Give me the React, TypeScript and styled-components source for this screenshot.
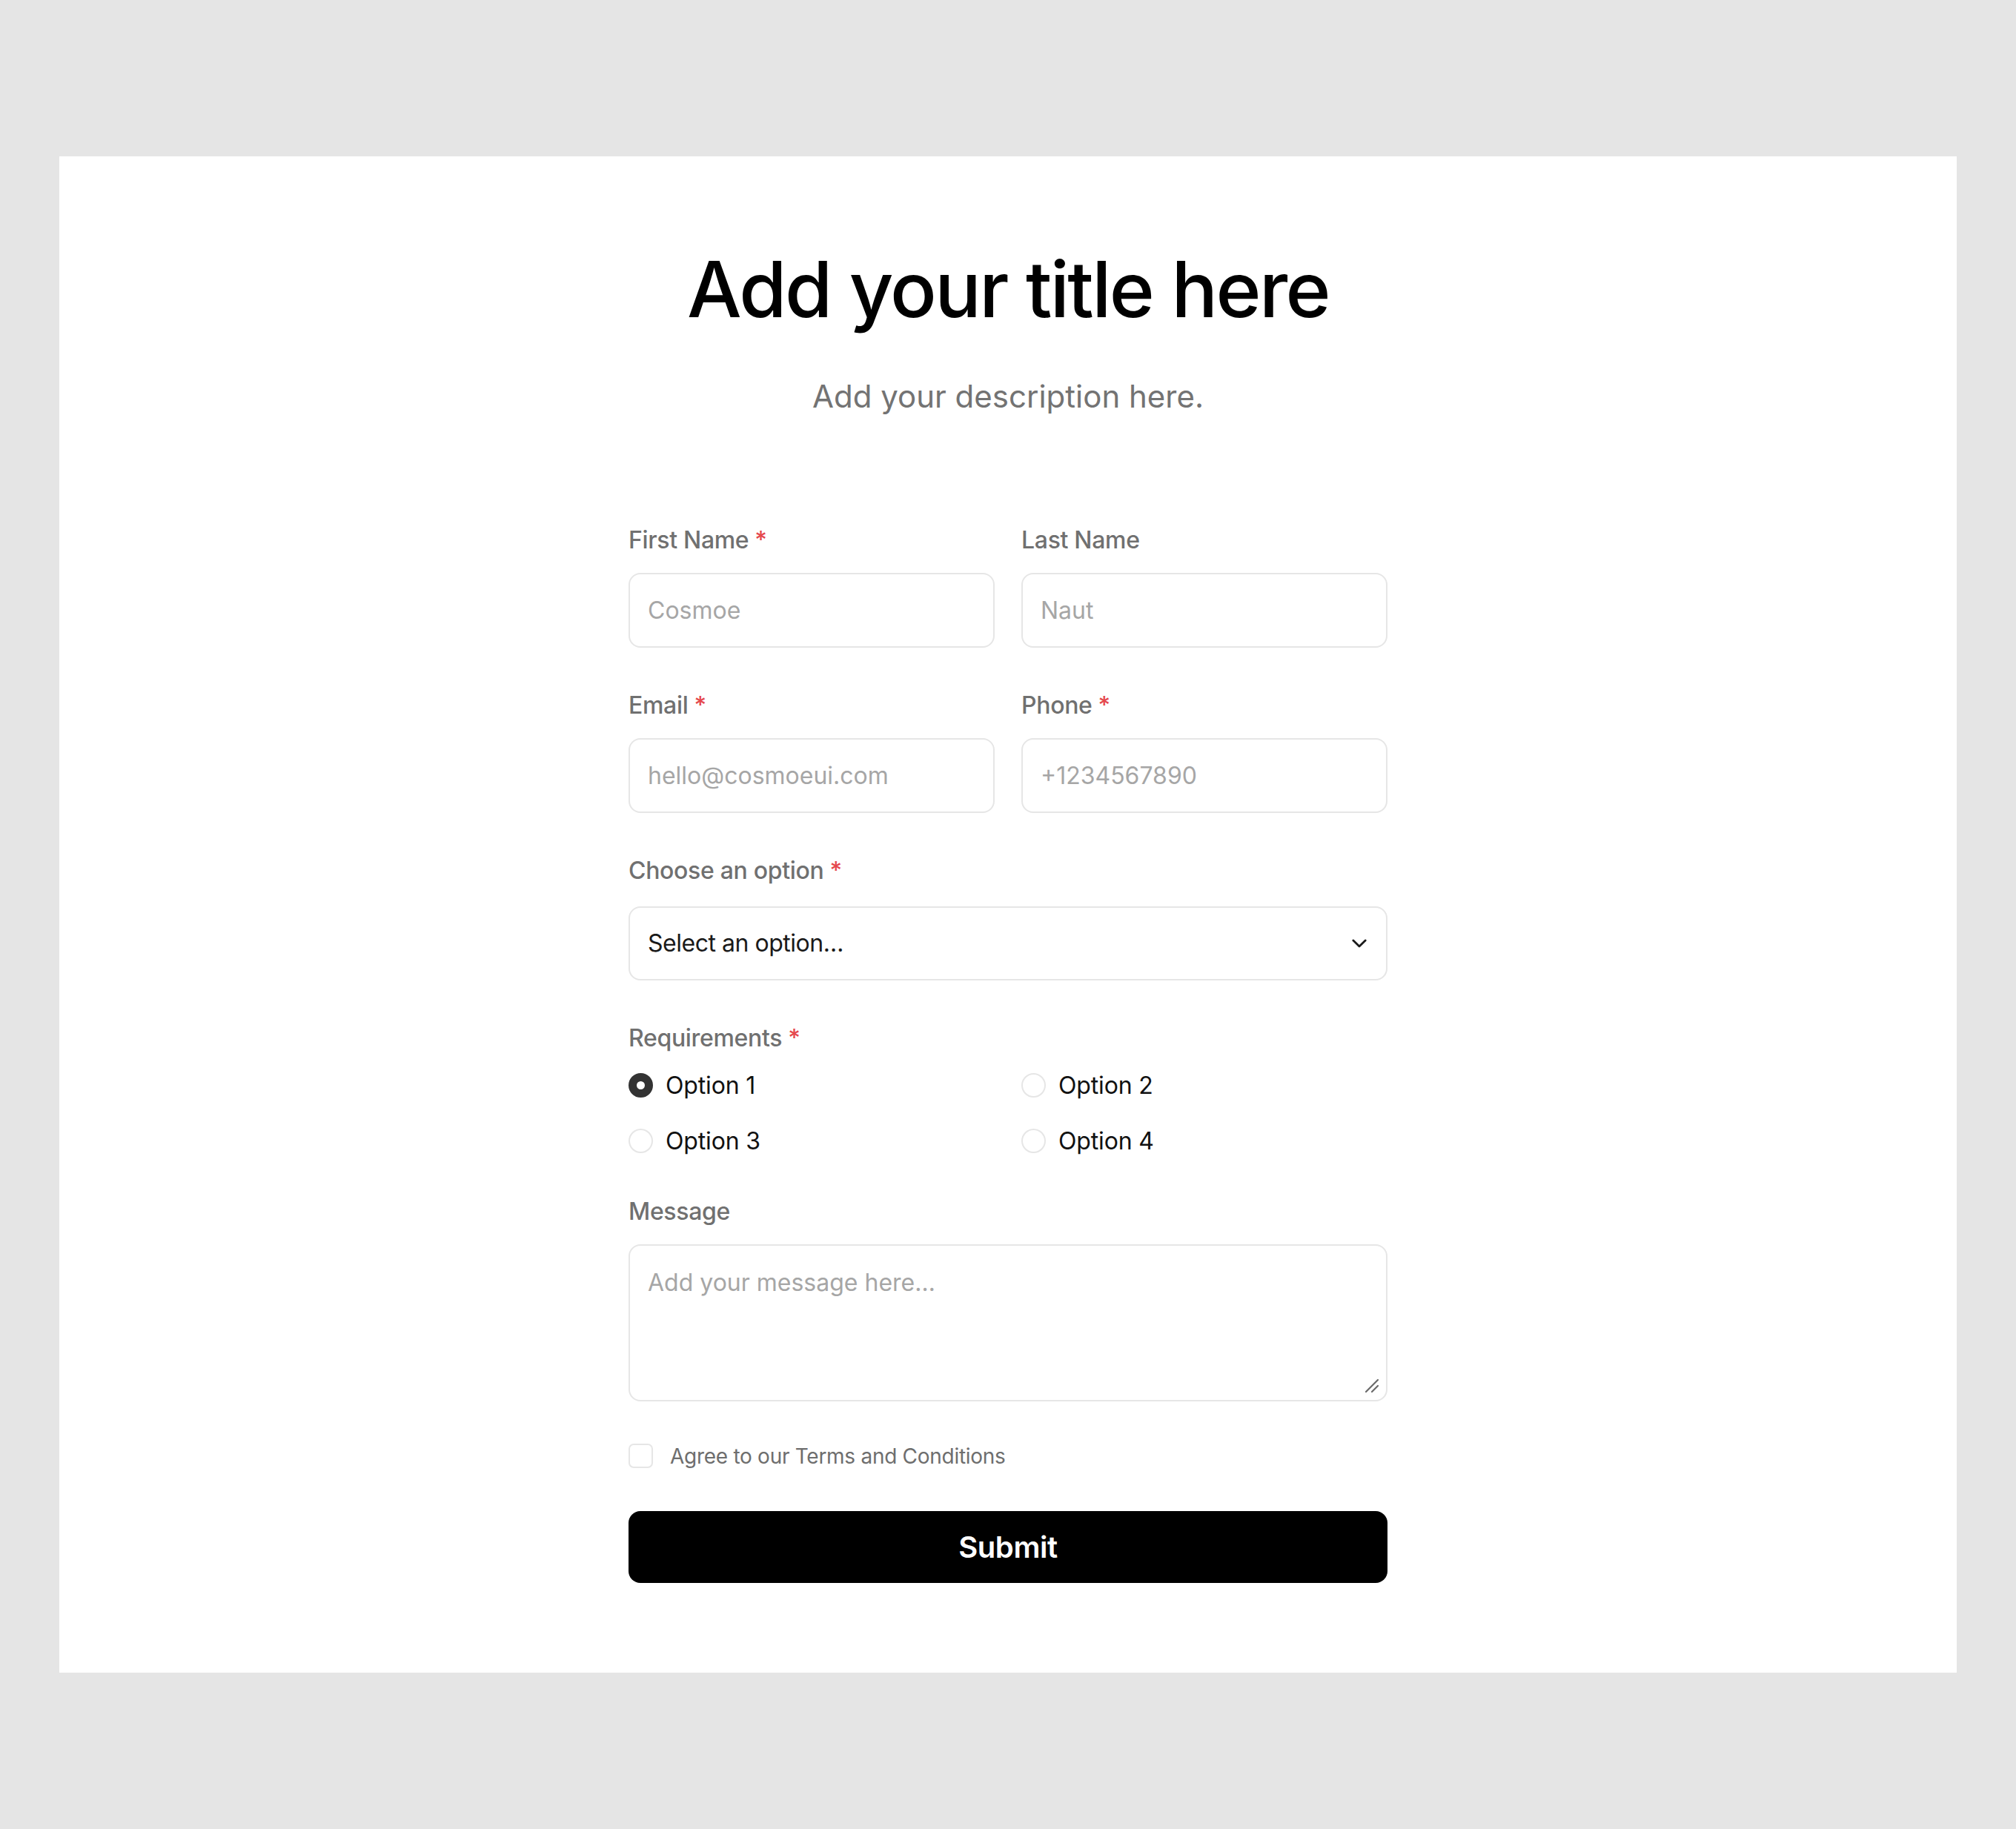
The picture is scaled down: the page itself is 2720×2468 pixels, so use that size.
import React from "react";
import styled, { createGlobalStyle } from "styled-components";

const GlobalStyle = createGlobalStyle`
  html, body {
    margin: 0;
    padding: 0;
    background: #e5e5e5;
  }
  body {
    font-family: Inter, "Noto Sans", "Liberation Sans", sans-serif;
    -webkit-font-smoothing: antialiased;
  }
  * { box-sizing: border-box; }
`;

const Page = styled.div`
  width: 2720px;
  min-height: 2468px;
  padding: 211px 80px 211px 80px;
  background: #e5e5e5;
`;

const Card = styled.main`
  background: #ffffff;
  width: 2560px;
  height: 2046px;
  padding: 117px 0 0;
  display: flex;
  flex-direction: column;
  align-items: center;
`;

const Title = styled.h1`
  margin: 0;
  font-size: 104px;
  line-height: 1.2;
  font-weight: 500;
  letter-spacing: -0.025em;
  color: #000;
  text-align: center;
`;

const Description = styled.p`
  margin: 52px 0 0;
  font-size: 42px;
  line-height: 60px;
  color: #737373;
  text-align: center;
`;

const Form = styled.form`
  width: 1024px;
  margin-top: 140px;
  display: flex;
  flex-direction: column;
  gap: 54px;
`;

const Row = styled.div`
  display: grid;
  grid-template-columns: 1fr 1fr;
  column-gap: 36px;
`;

const Field = styled.div<{ $gap?: number }>`
  display: flex;
  flex-direction: column;
  gap: ${(p) => p.$gap ?? 20}px;
`;

const Label = styled.label`
  font-size: 32px;
  line-height: 48px;
  font-weight: 500;
  color: #707070;
  letter-spacing: -0.01em;
`;

const Star = styled.span`
  color: #e5484d;
  margin-left: 8px;
`;

const TextInput = styled.input`
  height: 101px;
  width: 100%;
  border: 2px solid #e6e6e6;
  border-radius: 16px;
  padding: 0 24px;
  font-family: inherit;
  font-size: 32px;
  color: #111;
  outline: none;
  background: #fff;
  &::placeholder {
    color: #a6a6a6;
  }
`;

const SelectWrap = styled.div`
  position: relative;
`;

const Select = styled.select`
  appearance: none;
  -webkit-appearance: none;
  height: 100px;
  width: 100%;
  border: 2px solid #e6e6e6;
  border-radius: 16px;
  padding: 0 24px;
  font-family: inherit;
  font-size: 32px;
  letter-spacing: -0.015em;
  color: #1a1a1a;
  background: #fff;
  outline: none;
`;

const Chevron = styled.svg`
  position: absolute;
  right: 24px;
  top: 50%;
  transform: translateY(-50%);
  pointer-events: none;
`;

const RadioGrid = styled.div`
  display: grid;
  grid-template-columns: 1fr 1fr;
  column-gap: 36px;
  row-gap: 27px;
`;

const RadioItem = styled.label`
  display: flex;
  align-items: center;
  gap: 17px;
  height: 48px;
  font-size: 32px;
  color: #111;
  letter-spacing: -0.005em;
`;

const Radio = styled.input.attrs({ type: "radio" })`
  appearance: none;
  -webkit-appearance: none;
  margin: 0;
  width: 33px;
  height: 33px;
  border-radius: 50%;
  border: 2px solid #e6e6e6;
  background: #fff;
  flex-shrink: 0;
  &:checked {
    border: 11px solid #333;
    background: #fff;
  }
`;

const TextAreaWrap = styled.div`
  position: relative;
`;

const TextArea = styled.textarea`
  display: block;
  width: 100%;
  height: 212px;
  resize: none;
  border: 2px solid #e6e6e6;
  border-radius: 16px;
  padding: 26px 24px;
  font-family: inherit;
  font-size: 32px;
  line-height: 48px;
  color: #111;
  outline: none;
  &::placeholder {
    color: #a6a6a6;
  }
`;

const Resizer = styled.svg`
  position: absolute;
  right: 8px;
  bottom: 8px;
  pointer-events: none;
`;

const CheckRow = styled.label`
  display: flex;
  align-items: center;
  gap: 23px;
  height: 48px;
  font-size: 28px;
  color: #6e6e6e;
  letter-spacing: -0.01em;
`;

const Checkbox = styled.input.attrs({ type: "checkbox" })`
  appearance: none;
  -webkit-appearance: none;
  margin: 0;
  width: 33px;
  height: 33px;
  border: 2px solid #e6e6e6;
  border-radius: 7px;
  background: #fff;
  flex-shrink: 0;
`;

const SubmitButton = styled.button`
  height: 97px;
  width: 100%;
  border: none;
  border-radius: 16px;
  background: #000;
  color: #fff;
  font-family: inherit;
  font-size: 40px;
  font-weight: 600;
  letter-spacing: -0.01em;
  cursor: pointer;
`;

const Group = styled.div`
  display: flex;
  flex-direction: column;
  gap: 50px;
  margin-top: -7px;
`;

function Req() {
  return <Star>*</Star>;
}

export default function App() {
  return (
    <>
      <GlobalStyle />
      <Page>
        <Card>
          <Title>Add your title here</Title>
          <Description>Add your description here.</Description>
          <Form onSubmit={(e) => e.preventDefault()}>
            <Row>
              <Field>
                <Label>
                  First Name
                  <Req />
                </Label>
                <TextInput placeholder="Cosmoe" />
              </Field>
              <Field>
                <Label>Last Name</Label>
                <TextInput placeholder="Naut" />
              </Field>
            </Row>
            <Row>
              <Field>
                <Label>
                  Email
                  <Req />
                </Label>
                <TextInput placeholder="hello@cosmoeui.com" />
              </Field>
              <Field>
                <Label>
                  Phone
                  <Req />
                </Label>
                <TextInput placeholder="+1234567890" />
              </Field>
            </Row>
            <Field $gap={24}>
              <Label>
                Choose an option
                <Req />
              </Label>
              <SelectWrap>
                <Select defaultValue="">
                  <option value="">Select an option…</option>
                  <option value="a">Option A</option>
                  <option value="b">Option B</option>
                </Select>
                <Chevron width="28" height="28" viewBox="0 0 24 24" fill="none">
                  <path d="M5 8.5l7 7 7-7" stroke="#1a1a1a" strokeWidth="2.4" strokeLinecap="round" strokeLinejoin="round" />
                </Chevron>
              </SelectWrap>
            </Field>
            <Field $gap={16}>
              <Label>
                Requirements
                <Req />
              </Label>
              <RadioGrid>
                <RadioItem>
                  <Radio name="req" defaultChecked />
                  Option 1
                </RadioItem>
                <RadioItem>
                  <Radio name="req" />
                  Option 2
                </RadioItem>
                <RadioItem>
                  <Radio name="req" />
                  Option 3
                </RadioItem>
                <RadioItem>
                  <Radio name="req" />
                  Option 4
                </RadioItem>
              </RadioGrid>
            </Field>
            <Group>
              <Field>
                <Label>Message</Label>
                <TextAreaWrap>
                  <TextArea placeholder="Add your message here…" />
                  <Resizer width="28" height="28" viewBox="0 0 28 28" fill="none">
                    <path d="M23 7L7 23M23 15L15 23" stroke="#6a6a6a" strokeWidth="2.2" strokeLinecap="round" />
                  </Resizer>
                </TextAreaWrap>
              </Field>
              <CheckRow>
                <Checkbox />
                Agree to our Terms and Conditions
              </CheckRow>
              <SubmitButton type="submit">Submit</SubmitButton>
            </Group>
          </Form>
        </Card>
      </Page>
    </>
  );
}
§
_Work required_:
Return each line exactly as written. Any picture gets left out.

_Solution for this exercise_:
Give me the React, TypeScript and styled-components source for this screenshot.
The picture is scaled down: the page itself is 2720×2468 pixels, so use that size.
import React from "react";
import styled, { createGlobalStyle } from "styled-components";

const GlobalStyle = createGlobalStyle`
  html, body {
    margin: 0;
    padding: 0;
    background: #e5e5e5;
  }
  body {
    font-family: Inter, "Noto Sans", "Liberation Sans", sans-serif;
    -webkit-font-smoothing: antialiased;
  }
  * { box-sizing: border-box; }
`;

const Page = styled.div`
  width: 2720px;
  min-height: 2468px;
  padding: 211px 80px 211px 80px;
  background: #e5e5e5;
`;

const Card = styled.main`
  background: #ffffff;
  width: 2560px;
  height: 2046px;
  padding: 117px 0 0;
  display: flex;
  flex-direction: column;
  align-items: center;
`;

const Title = styled.h1`
  margin: 0;
  font-size: 104px;
  line-height: 1.2;
  font-weight: 500;
  letter-spacing: -0.025em;
  color: #000;
  text-align: center;
`;

const Description = styled.p`
  margin: 52px 0 0;
  font-size: 42px;
  line-height: 60px;
  color: #737373;
  text-align: center;
`;

const Form = styled.form`
  width: 1024px;
  margin-top: 140px;
  display: flex;
  flex-direction: column;
  gap: 54px;
`;

const Row = styled.div`
  display: grid;
  grid-template-columns: 1fr 1fr;
  column-gap: 36px;
`;

const Field = styled.div<{ $gap?: number }>`
  display: flex;
  flex-direction: column;
  gap: ${(p) => p.$gap ?? 20}px;
`;

const Label = styled.label`
  font-size: 32px;
  line-height: 48px;
  font-weight: 500;
  color: #707070;
  letter-spacing: -0.01em;
`;

const Star = styled.span`
  color: #e5484d;
  margin-left: 8px;
`;

const TextInput = styled.input`
  height: 101px;
  width: 100%;
  border: 2px solid #e6e6e6;
  border-radius: 16px;
  padding: 0 24px;
  font-family: inherit;
  font-size: 32px;
  color: #111;
  outline: none;
  background: #fff;
  &::placeholder {
    color: #a6a6a6;
  }
`;

const SelectWrap = styled.div`
  position: relative;
`;

const Select = styled.select`
  appearance: none;
  -webkit-appearance: none;
  height: 100px;
  width: 100%;
  border: 2px solid #e6e6e6;
  border-radius: 16px;
  padding: 0 24px;
  font-family: inherit;
  font-size: 32px;
  letter-spacing: -0.015em;
  color: #1a1a1a;
  background: #fff;
  outline: none;
`;

const Chevron = styled.svg`
  position: absolute;
  right: 24px;
  top: 50%;
  transform: translateY(-50%);
  pointer-events: none;
`;

const RadioGrid = styled.div`
  display: grid;
  grid-template-columns: 1fr 1fr;
  column-gap: 36px;
  row-gap: 27px;
`;

const RadioItem = styled.label`
  display: flex;
  align-items: center;
  gap: 17px;
  height: 48px;
  font-size: 32px;
  color: #111;
  letter-spacing: -0.005em;
`;

const Radio = styled.input.attrs({ type: "radio" })`
  appearance: none;
  -webkit-appearance: none;
  margin: 0;
  width: 33px;
  height: 33px;
  border-radius: 50%;
  border: 2px solid #e6e6e6;
  background: #fff;
  flex-shrink: 0;
  &:checked {
    border: 11px solid #333;
    background: #fff;
  }
`;

const TextAreaWrap = styled.div`
  position: relative;
`;

const TextArea = styled.textarea`
  display: block;
  width: 100%;
  height: 212px;
  resize: none;
  border: 2px solid #e6e6e6;
  border-radius: 16px;
  padding: 26px 24px;
  font-family: inherit;
  font-size: 32px;
  line-height: 48px;
  color: #111;
  outline: none;
  &::placeholder {
    color: #a6a6a6;
  }
`;

const Resizer = styled.svg`
  position: absolute;
  right: 8px;
  bottom: 8px;
  pointer-events: none;
`;

const CheckRow = styled.label`
  display: flex;
  align-items: center;
  gap: 23px;
  height: 48px;
  font-size: 28px;
  color: #6e6e6e;
  letter-spacing: -0.01em;
`;

const Checkbox = styled.input.attrs({ type: "checkbox" })`
  appearance: none;
  -webkit-appearance: none;
  margin: 0;
  width: 33px;
  height: 33px;
  border: 2px solid #e6e6e6;
  border-radius: 7px;
  background: #fff;
  flex-shrink: 0;
`;

const SubmitButton = styled.button`
  height: 97px;
  width: 100%;
  border: none;
  border-radius: 16px;
  background: #000;
  color: #fff;
  font-family: inherit;
  font-size: 40px;
  font-weight: 600;
  letter-spacing: -0.01em;
  cursor: pointer;
`;

const Group = styled.div`
  display: flex;
  flex-direction: column;
  gap: 50px;
  margin-top: -7px;
`;

function Req() {
  return <Star>*</Star>;
}

export default function App() {
  return (
    <>
      <GlobalStyle />
      <Page>
        <Card>
          <Title>Add your title here</Title>
          <Description>Add your description here.</Description>
          <Form onSubmit={(e) => e.preventDefault()}>
            <Row>
              <Field>
                <Label>
                  First Name
                  <Req />
                </Label>
                <TextInput placeholder="Cosmoe" />
              </Field>
              <Field>
                <Label>Last Name</Label>
                <TextInput placeholder="Naut" />
              </Field>
            </Row>
            <Row>
              <Field>
                <Label>
                  Email
                  <Req />
                </Label>
                <TextInput placeholder="hello@cosmoeui.com" />
              </Field>
              <Field>
                <Label>
                  Phone
                  <Req />
                </Label>
                <TextInput placeholder="+1234567890" />
              </Field>
            </Row>
            <Field $gap={24}>
              <Label>
                Choose an option
                <Req />
              </Label>
              <SelectWrap>
                <Select defaultValue="">
                  <option value="">Select an option…</option>
                  <option value="a">Option A</option>
                  <option value="b">Option B</option>
                </Select>
                <Chevron width="28" height="28" viewBox="0 0 24 24" fill="none">
                  <path d="M5 8.5l7 7 7-7" stroke="#1a1a1a" strokeWidth="2.4" strokeLinecap="round" strokeLinejoin="round" />
                </Chevron>
              </SelectWrap>
            </Field>
            <Field $gap={16}>
              <Label>
                Requirements
                <Req />
              </Label>
              <RadioGrid>
                <RadioItem>
                  <Radio name="req" defaultChecked />
                  Option 1
                </RadioItem>
                <RadioItem>
                  <Radio name="req" />
                  Option 2
                </RadioItem>
                <RadioItem>
                  <Radio name="req" />
                  Option 3
                </RadioItem>
                <RadioItem>
                  <Radio name="req" />
                  Option 4
                </RadioItem>
              </RadioGrid>
            </Field>
            <Group>
              <Field>
                <Label>Message</Label>
                <TextAreaWrap>
                  <TextArea placeholder="Add your message here…" />
                  <Resizer width="28" height="28" viewBox="0 0 28 28" fill="none">
                    <path d="M23 7L7 23M23 15L15 23" stroke="#6a6a6a" strokeWidth="2.2" strokeLinecap="round" />
                  </Resizer>
                </TextAreaWrap>
              </Field>
              <CheckRow>
                <Checkbox />
                Agree to our Terms and Conditions
              </CheckRow>
              <SubmitButton type="submit">Submit</SubmitButton>
            </Group>
          </Form>
        </Card>
      </Page>
    </>
  );
}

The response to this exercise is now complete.